Schön sind die Szenen, in denen die drei Frauen sich selbst auf dem Bildschirm sehen. Zuerst zeigt der Regisseur uns Ausschnitte aus den früheren Filmen — wobei es hilfreich gewesen wäre, die Jahreszahl einzublenden — dann zeigt er, wie die drei darauf reagieren. So sahen sie also damals aus, solche Frisuren, solche Ansichten. »Nach dem Happy-End müßten sie weiterdrehen«, verlangte die 16-jährige damals, doch für sie gab es noch kein Happy- End, und wenn der Filmemacher heute weiterdreht, schaut sie nur sehr skeptisch in das Kamera-Auge.

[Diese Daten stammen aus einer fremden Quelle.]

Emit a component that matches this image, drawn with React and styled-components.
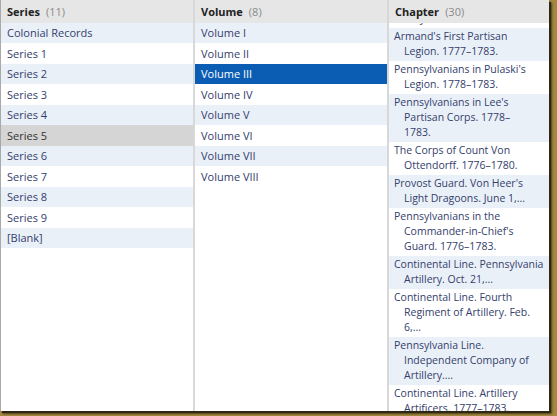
import React, { useLayoutEffect, useRef } from 'react';
import styled, { createGlobalStyle } from 'styled-components';

const GlobalStyle = createGlobalStyle`
  html, body {
    margin: 0;
    padding: 0;
    background: #a2893f;
  }
  body {
    width: 557px;
    height: 416px;
    overflow: hidden;
    font-family: "Open Sans", "Liberation Sans", sans-serif;
  }
`;

const Frame = styled.div`
  display: flex;
  width: 548px;
  height: 411px;
  background: #fff;
  border-left: 1px solid #a9a9a9;
  box-shadow: 2px 2px 1px #2e2714, 3px 3px 2px rgba(40, 30, 10, 0.6);
  overflow: hidden;
`;

const Column = styled.section`
  display: flex;
  flex-direction: column;
  flex: 0 0 ${(p) => p.width}px;
  min-width: 0;
  border-right: ${(p) => (p.last ? 'none' : '2px solid #d8d8d8')};
`;

const Header = styled.header`
  flex: 0 0 auto;
  height: 22.5px;
  display: flex;
  align-items: center;
  padding: 0 6px;
  background: #e6e6e6;
  font-size: 11px;
  font-weight: 700;
  color: #222;
  span {
    font-weight: 400;
    color: #8a8a8a;
    margin-left: 6px;
  }
`;

const List = styled.ul`
  flex: 1 1 auto;
  margin: 0;
  padding: 0;
  list-style: none;
  overflow: hidden;
`;

const Row = styled.li`
  height: 20.5px;
  display: flex;
  align-items: center;
  padding: 0 6px;
  font-size: 11px;
  white-space: nowrap;
  color: ${(p) => (p.selected ? '#fff' : p.hover ? '#333' : '#34406c')};
  background: ${(p) =>
    p.selected ? '#0b5db3' : p.hover ? '#d5d5d5' : p.index % 2 === 0 ? '#eaf0f8' : '#fff'};
`;

const ChapterRow = styled.li`
  padding: 1.5px 4px 1.5px 15px;
  text-indent: -10px;
  white-space: pre-line;
  font-size: 10.5px;
  line-height: 15px;
  color: #34406c;
  background: ${(p) => (p.index % 2 === 0 ? '#eaf0f8' : '#fff')};
`;

const series = ['Colonial Records', 'Series 1', 'Series 2', 'Series 3', 'Series 4', 'Series 5',
  'Series 6', 'Series 7', 'Series 8', 'Series 9', '[Blank]'];

const volumes = ['Volume I', 'Volume II', 'Volume III', 'Volume IV', 'Volume V', 'Volume VI',
  'Volume VII', 'Volume VIII'];

// the list wraps these itself, except where the original breaks early
const chapters = [
  'Continental Line. Regiments of Foot. 1775–1783.',
  'Fourth Continental Light Dragoons. Col. Stephen Moylan....',
  "Armand's First Partisan Legion. 1777–1783.",
  "Pennsylvanians in Pulaski's Legion. 1778–1783.",
  "Pennsylvanians in Lee's Partisan Corps. 1778–\n1783.",
  'The Corps of Count Von Ottendorff. 1776–1780.',
  "Provost Guard. Von Heer's Light Dragoons. June 1,...",
  "Pennsylvanians in the Commander-in-Chief's Guard. 1776–1783.",
  'Continental Line. Pennsylvania Artillery. Oct. 21,...',
  'Continental Line. Fourth Regiment of Artillery. Feb. 6,...',
  'Pennsylvania Line. Independent Company of Artillery....',
  'Continental Line. Artillery Artificers. 1777–1783.',
  'Invalid Regiment. 1777–1783.',
  'Miscellaneous Rolls. 1776–1783.',
];

const FIRST_VISIBLE = 2;

export default function App() {
  const chapterList = useRef(null);

  useLayoutEffect(() => {
    const list = chapterList.current;
    if (!list) return;
    const item = list.children[FIRST_VISIBLE];
    list.scrollTop = item.offsetTop - list.offsetTop - 5;
  }, []);

  return (
    <>
      <GlobalStyle />
      <Frame>
        <Column width={192}>
          <Header>Series<span>(11)</span></Header>
          <List>
            {series.map((s, i) => (
              <Row key={s} index={i} hover={s === 'Series 5'}>{s}</Row>
            ))}
          </List>
        </Column>
        <Column width={192}>
          <Header>Volume<span>(8)</span></Header>
          <List>
            {volumes.map((v, i) => (
              <Row key={v} index={i} selected={v === 'Volume III'}>{v}</Row>
            ))}
          </List>
        </Column>
        <Column width={160} last>
          <Header>Chapter<span>(30)</span></Header>
          <List ref={chapterList}>
            {chapters.map((c, i) => (
              <ChapterRow key={c} index={i}>{c}</ChapterRow>
            ))}
          </List>
        </Column>
      </Frame>
    </>
  );
}
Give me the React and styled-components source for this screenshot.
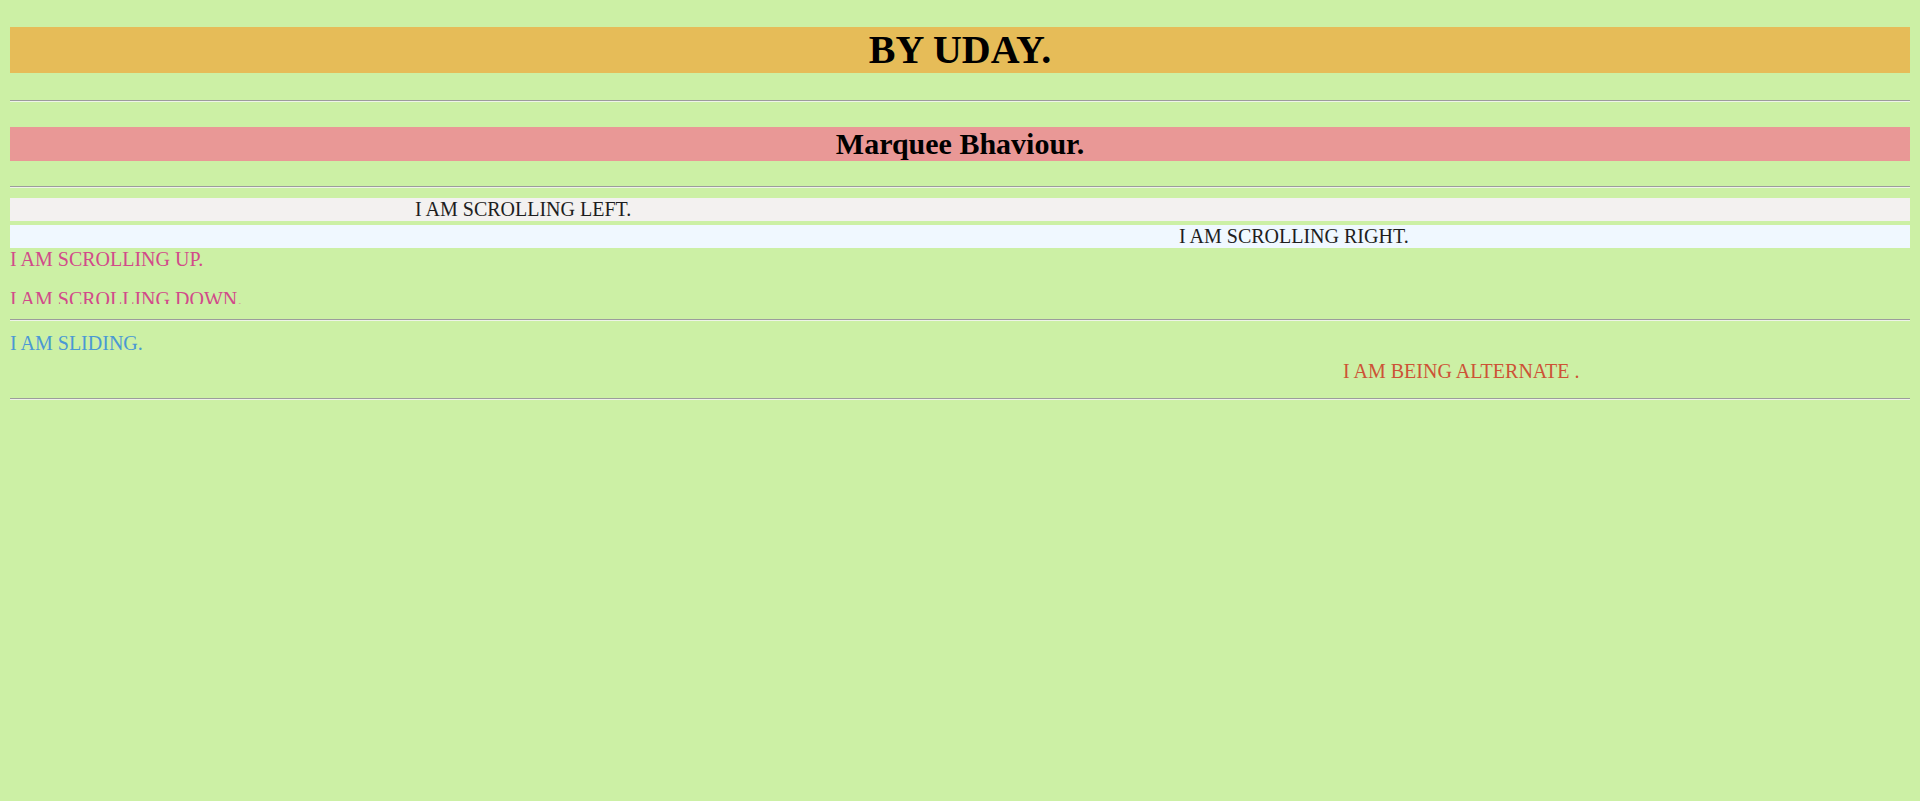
import React from 'react';
import styled, { createGlobalStyle } from 'styled-components';

const GlobalStyle = createGlobalStyle`
  html, body {
    margin: 0;
    padding: 0;
    background: #ccf0a5;
  }
  body {
    font-family: 'Liberation Serif', 'Times New Roman', serif;
  }
`;

function App() {
  return (
    <>
      <GlobalStyle />
      <Page>
        <Title>BY UDAY.</Title>
        <Rule top="26.5px" />
        <SubTitle>Marquee Bhaviour.</SubTitle>
        <Rule top="25px" />

        <Track bg="#f3f1f0" top="10px">
          <Moving offset={405}>I AM SCROLLING LEFT.</Moving>
        </Track>
        <Track bg="#f0f8ff" top="4px">
          <Moving offset={1169}>I AM SCROLLING RIGHT.</Moving>
        </Track>
        <VerticalBox height="31px">
          <Moving color="#d24a8a">I AM SCROLLING UP.</Moving>
        </VerticalBox>
        <VerticalBox height="25px" shift="8.5px">
          <Moving color="#d24a8a">I AM SCROLLING DOWN.</Moving>
        </VerticalBox>

        <Rule top="14.5px" />
        <Track top="11px">
          <Moving color="#4a98d4">I AM SLIDING.</Moving>
        </Track>
        <Track top="5px">
          <Moving offset={1333} color="#cd5336">I AM BEING ALTERNATE .</Moving>
        </Track>
        <Rule top="15px" />
      </Page>
    </>
  );
}

export default App;

const Page = styled.div`
  display: flex;
  flex-direction: column;
  padding: 0 10px;
  min-height: 801px;
  box-sizing: border-box;
`;

const Title = styled.h1`
  margin: 27px 0 0;
  height: 46px;
  line-height: 46px;
  font-size: 40px;
  font-weight: bold;
  text-align: center;
  background: #e6bc58;
  color: #000;
`;

const SubTitle = styled.h2`
  margin: 25px 0 0;
  height: 34.5px;
  line-height: 34.5px;
  font-size: 30px;
  font-weight: bold;
  text-align: center;
  background: #e99896;
  color: #000;
`;

const Rule = styled.hr`
  margin: ${p => p.top} 0 0;
  height: 0;
  border: none;
  border-top: 1.25px solid #9c9c9c;
  border-bottom: 1.25px solid #eef3e8;
`;

const Track = styled.div`
  margin-top: ${p => p.top || '0'};
  height: 23px;
  line-height: 23px;
  background: ${p => p.bg || 'transparent'};
  overflow: hidden;
  white-space: nowrap;
  font-size: 20px;
`;

const VerticalBox = styled.div`
  height: ${p => p.height};
  padding-top: ${p => p.shift || '0'};
  box-sizing: border-box;
  line-height: 23px;
  overflow: hidden;
  white-space: nowrap;
  font-size: 20px;
`;

const Moving = styled.span`
  display: inline-block;
  margin-left: ${p => (p.offset || 0)}px;
  color: ${p => p.color || '#1e1e1e'};
`;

Die anderen beiden waren früher Neurer, waren überzeugt, daß sie den Laden schmeißen könnten. Sozialistisches Selbstbewußtsein könnte das genannt werden. A propos Neurer: Da sitzt eine der drei Frauen beim Bier. Am anderen Tisch hocken Westler, hergeschickt, um die Wirtschaft in Schwung zu bringen. Die Stühle werden zusammengerückt, erste Kontakte geknüpft. »Ja, ich kam vor 18 Jahren aus Sachsen hierher, ich war auch Neurer, fast wie heute.« »Was warst du?« »Neurer.« »Meinst du Erneurer?« »Nee, Neurer.« »Gibt's doch gar nicht, das muß Neuerer heißen, Neu- e-erer, verstehst du?« Von Verstehen kann gar keine Rede sein.

Volker Koepp gehört zu den Dokumentarfilmern, die wohltuend zurückhaltend sind. Er möchte uns nichts aufdrängen, er drückt seine Meinung mit den Mitteln seines Handwerks aus, er stülpt sie nicht den Bildern über, er argumentiert mit ihnen. Da genügt ihm oft ein Schwenk. Wie in jener Szene, in der es um die Jugendlichen in seinem Wittstock-Puzzle geht (die übrigens leider etwas zu kurz kommen in seinem Film). Die jüngeren Wittstocker sind noch vorsichtiger als die ältere Generation. Die Mädchen sprechen schon einmal vor der Kamera, beklagen sich über den Alkoholkonsum der Jungen und daß die immer schnell zuschlagen. Davon redeten die Wittstocker Mädchen schon in den frühen Siebzigern. Und die jungen Männer? »Warum müssen die immer so radikal sein?« fragen die Mädchen und dann: »Aber mit den Ausländern und so, das stimmt ja, was sie sagen, oder nicht?« Mit den kurzgeschorenen, mißtrauisch blickenden Jungen kommt Koepp nicht ins Gespräch. So filmt er denn eine Gruppe von ihnen von der anderen Straßenseite aus. Dort lungerten sie an einer Bushaltestelle herum. Die Kamera verweilt eine Weile auf ihnen und den Graffiti an der Wand, ein Schwenk, wir sehen die Trostlosigkeit der uns (von außen) so vertrauten Plattenbauten. Man spürt förmlich einen kalten Hauch von Feindseligkeit. Ein Schwenk, ein Schwarzweißbild, weiter nichts, zu wenig, um wirklich zu erklären, aber genug für einen Augenblick der Verstörung. Die Karten in dem neuen deutschen Spiel sind schlecht gemischt. 200 junge Frauen bewerben sich auf einen Job als Verkäuferin in einer Boutique, sechs werden angelernt, vielleicht können drei bleiben. Edith, Roswitha und Renate werden es nicht sein, sie können in Wittstock keinen Stich mehr machen. Ob die Karten mehr wissen? Eine Kartenlegerin sagt ihnen die Zukunft: da ein Streit, dort eine Reise. Und die Arbeit? Da lacht die Wahrsagerin: »Die Karte für Arbeitslosigkeit kenne ich noch nicht.« Maximilian Preisler

Neues in Wittstock , Regie und Buch: Volker Koepp. Heute Premiere im Babylon (Ost), 20 Uhr.